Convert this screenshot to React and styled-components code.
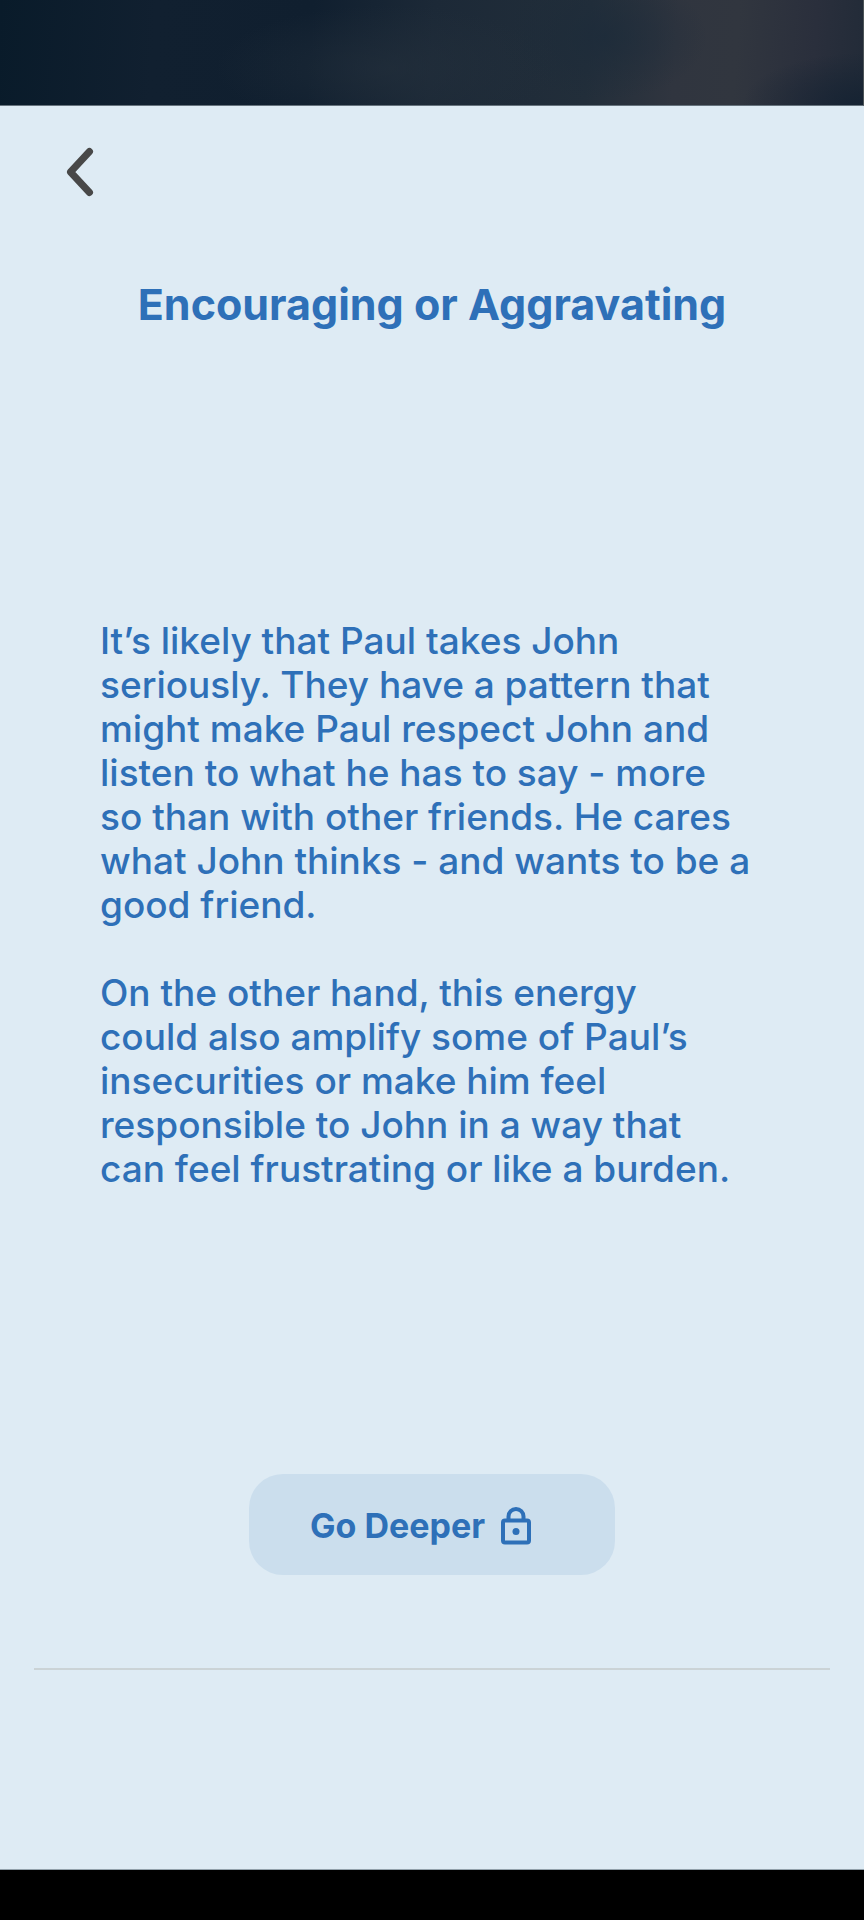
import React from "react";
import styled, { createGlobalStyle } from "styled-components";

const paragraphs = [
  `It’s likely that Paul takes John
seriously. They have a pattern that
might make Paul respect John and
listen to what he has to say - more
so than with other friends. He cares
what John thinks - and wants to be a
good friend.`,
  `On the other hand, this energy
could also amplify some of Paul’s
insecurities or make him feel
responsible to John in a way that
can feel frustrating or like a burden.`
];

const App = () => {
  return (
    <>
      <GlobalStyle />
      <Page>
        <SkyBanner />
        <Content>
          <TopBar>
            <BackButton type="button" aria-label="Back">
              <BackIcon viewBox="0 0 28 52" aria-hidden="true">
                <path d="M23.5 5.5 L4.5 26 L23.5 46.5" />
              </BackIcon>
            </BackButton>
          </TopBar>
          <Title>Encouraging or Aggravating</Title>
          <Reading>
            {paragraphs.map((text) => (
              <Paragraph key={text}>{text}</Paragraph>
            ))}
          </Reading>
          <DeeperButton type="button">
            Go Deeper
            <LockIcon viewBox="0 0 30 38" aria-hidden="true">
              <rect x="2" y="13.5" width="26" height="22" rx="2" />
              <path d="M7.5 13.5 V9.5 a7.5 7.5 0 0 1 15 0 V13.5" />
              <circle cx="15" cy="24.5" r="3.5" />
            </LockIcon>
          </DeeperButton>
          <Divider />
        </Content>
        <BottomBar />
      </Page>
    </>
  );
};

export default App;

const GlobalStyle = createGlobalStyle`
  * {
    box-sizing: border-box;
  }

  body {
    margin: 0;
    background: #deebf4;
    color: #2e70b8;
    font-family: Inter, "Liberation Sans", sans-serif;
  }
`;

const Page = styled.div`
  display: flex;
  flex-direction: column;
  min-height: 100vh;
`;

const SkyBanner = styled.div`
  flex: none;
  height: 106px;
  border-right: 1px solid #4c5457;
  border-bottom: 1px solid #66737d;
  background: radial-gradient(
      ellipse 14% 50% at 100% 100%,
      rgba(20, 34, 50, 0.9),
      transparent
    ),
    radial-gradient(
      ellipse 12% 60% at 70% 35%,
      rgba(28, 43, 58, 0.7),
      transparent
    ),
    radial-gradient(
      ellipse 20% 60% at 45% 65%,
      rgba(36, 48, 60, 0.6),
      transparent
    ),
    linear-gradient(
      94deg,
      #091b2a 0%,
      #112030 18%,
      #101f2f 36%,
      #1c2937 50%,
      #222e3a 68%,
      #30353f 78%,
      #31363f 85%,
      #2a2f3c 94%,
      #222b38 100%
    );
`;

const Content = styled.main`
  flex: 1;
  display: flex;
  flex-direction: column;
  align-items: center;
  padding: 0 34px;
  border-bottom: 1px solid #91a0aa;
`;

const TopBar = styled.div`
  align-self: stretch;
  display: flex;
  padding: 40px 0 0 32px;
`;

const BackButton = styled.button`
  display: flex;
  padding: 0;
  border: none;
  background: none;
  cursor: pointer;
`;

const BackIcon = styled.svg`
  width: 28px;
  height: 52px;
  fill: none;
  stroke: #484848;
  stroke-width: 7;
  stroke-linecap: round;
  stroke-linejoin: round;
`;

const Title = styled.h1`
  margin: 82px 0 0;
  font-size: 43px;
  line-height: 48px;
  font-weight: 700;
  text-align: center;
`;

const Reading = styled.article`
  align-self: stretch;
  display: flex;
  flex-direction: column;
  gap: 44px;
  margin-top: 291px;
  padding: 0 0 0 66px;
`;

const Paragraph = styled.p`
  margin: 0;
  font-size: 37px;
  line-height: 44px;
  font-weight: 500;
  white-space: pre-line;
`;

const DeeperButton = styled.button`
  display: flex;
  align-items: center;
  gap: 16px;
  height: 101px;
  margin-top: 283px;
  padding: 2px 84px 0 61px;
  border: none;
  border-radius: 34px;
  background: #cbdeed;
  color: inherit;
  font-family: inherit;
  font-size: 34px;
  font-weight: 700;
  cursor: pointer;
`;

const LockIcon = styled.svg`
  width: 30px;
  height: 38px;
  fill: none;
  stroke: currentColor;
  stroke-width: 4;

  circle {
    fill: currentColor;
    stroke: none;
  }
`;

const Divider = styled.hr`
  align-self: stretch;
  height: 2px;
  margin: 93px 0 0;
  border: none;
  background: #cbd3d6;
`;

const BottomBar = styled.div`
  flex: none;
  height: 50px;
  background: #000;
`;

...

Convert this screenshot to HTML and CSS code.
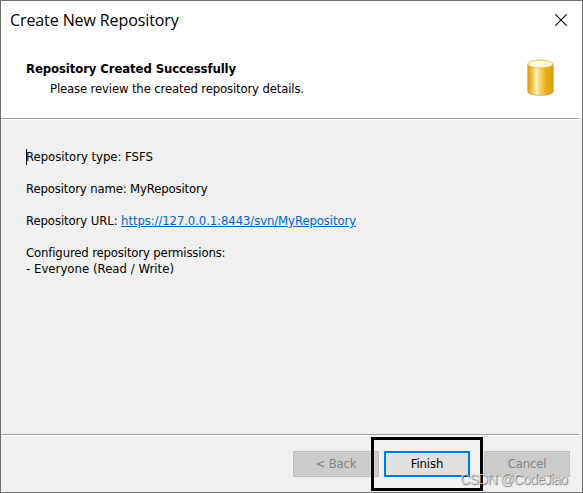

WRITTEN TASK. Copy every line above that holds the word "this".

SOLUTION TO THE EXERCISE.
Convert this screenshot to React and styled-components code.
  `On the other hand, this energy
Convert this screenshot to HTML and CSS code.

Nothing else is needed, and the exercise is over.